Finché esisteranno ricchi e poveri, oppressori e oppressi, avrà senso il discorso dell’eguaglianza e della libertà. Finché esisteranno sfruttati e sfruttatori, avrà senso il discorso del riscatto sociale. Finché il pianeta sarà in pericolo di diventare inabitabile a causa del pessimo uso che facciamo delle sue risorse, avrà senso il discorso ecologico.

Liquidare come obsolete le categorie politiche di destra e sinistra è una pretesa ideologica pericolosa, in un mondo in cui le diseguaglianze crescono, il rapporto di forza tra oppressi e oppressori si radicalizza, le élite mondiali si arrabattano per preservare il proprio status a discapito del resto dell’umanità e della biosfera.

La lotta di classe non ha perso senso, al contrario di quanto pretende l’ideologia dominante, fatta propria anche dai nuovi, sedicenti movimenti popolari (o populisti). Caso mai ha cambiato forma.

E lo stesso discorso dell’autodeterminazione – che non riguarda solo la Sardegna, come spero sia chiaro, ma riguarda certamente *anche* la Sardegna – ha a che fare molto più con questioni storiche concrete, con le nostre relazioni basilari, che con discorsi magari seducenti ma più sfuggenti.
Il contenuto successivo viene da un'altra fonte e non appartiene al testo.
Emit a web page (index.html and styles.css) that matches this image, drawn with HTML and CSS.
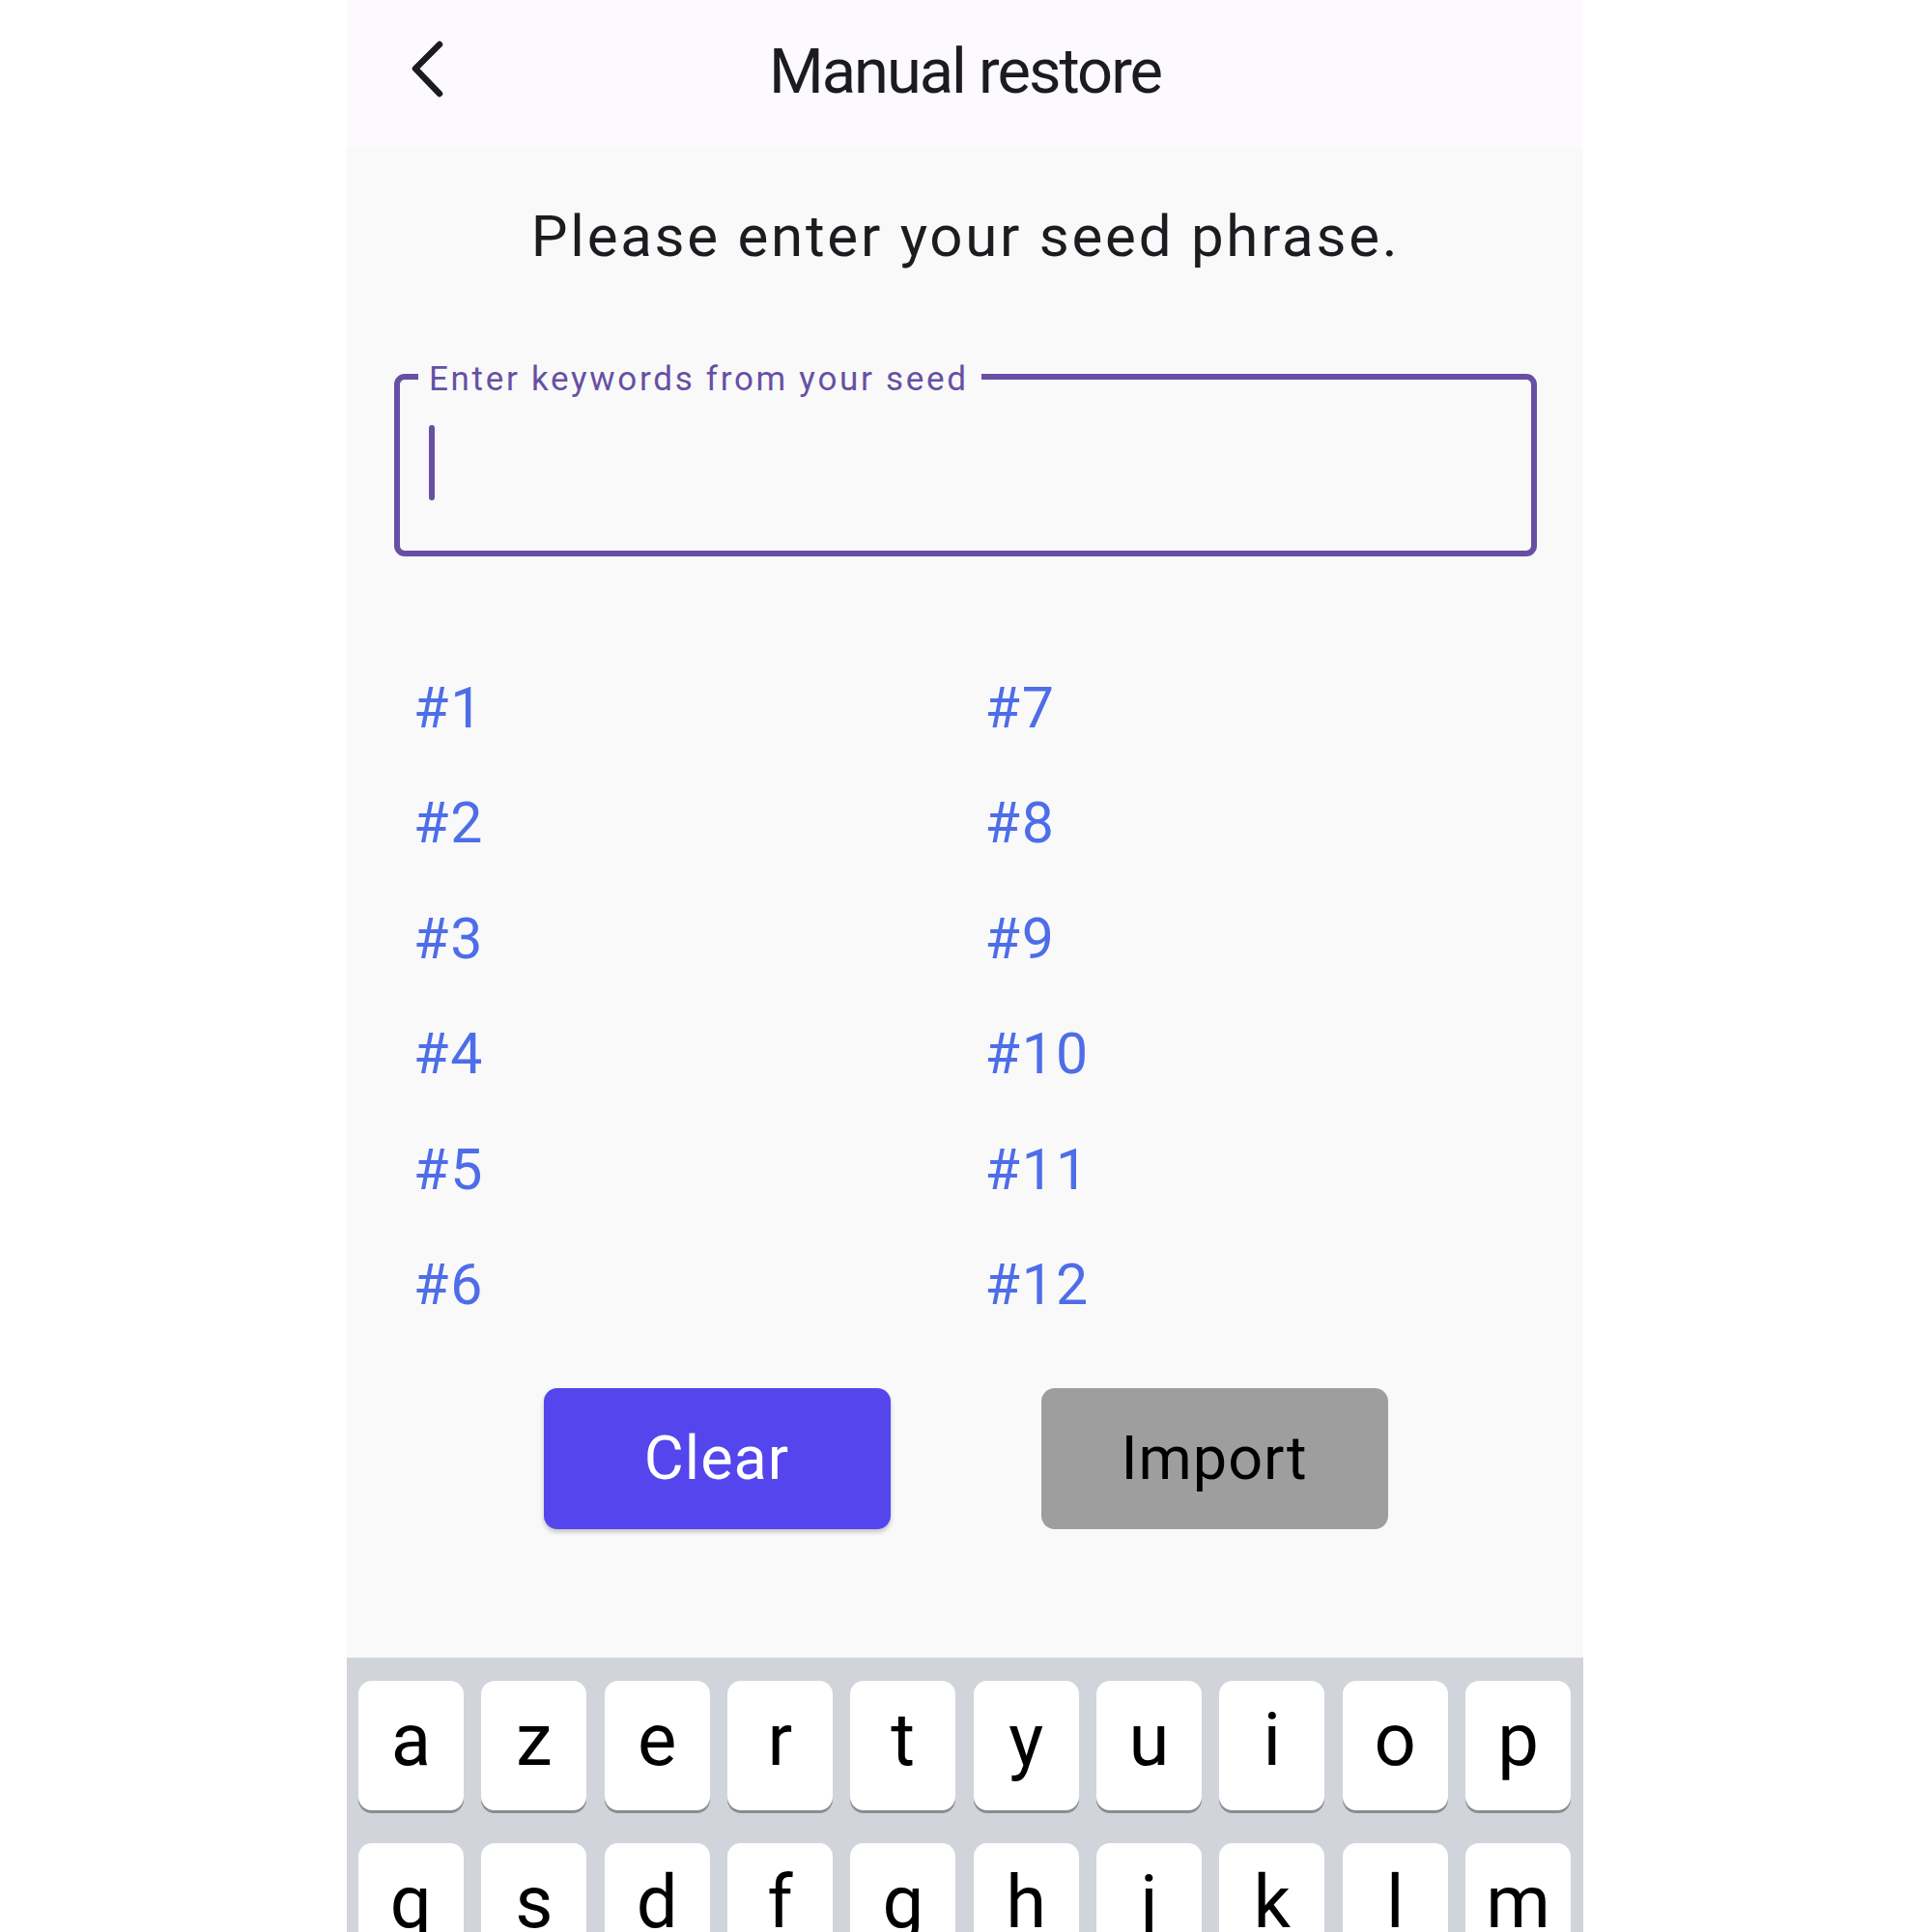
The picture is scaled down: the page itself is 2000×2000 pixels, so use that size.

Capisco che sia più facile disquisire della difesa dell’identità (in senso culturale), della nazione, dell’orgoglio delle origini o di altre mitologie più o meno pertinenti. Ma non sono affatto sicuro che questa sia la strada più congeniale per una possibile emancipazione collettiva.

Non nego che siano questioni che hanno un loro peso, ma non esistono di per sé. Sono a loro volta determinate da fattori più concreti e storicamente accertabili ed è a quelli che bisogna mirare per capire le cose e per poterle cambiare.

Stiamo attenti, dunque, alle cornici concettuali dentro cui inseriamo i discorsi politici. Non accettiamo quelle imposte dal potere (politico e/o mediatico) senza una sana dose di scetticismo.

Creare falsi bersagli, additare comodi capri espiatori è sempre stata l’arma vincente delle classi dominanti. A proprio vantaggio e a discapito della maggioranza della popolazione.

Questo vale a tutti i livelli, dalla Sardegna all’intero pianeta.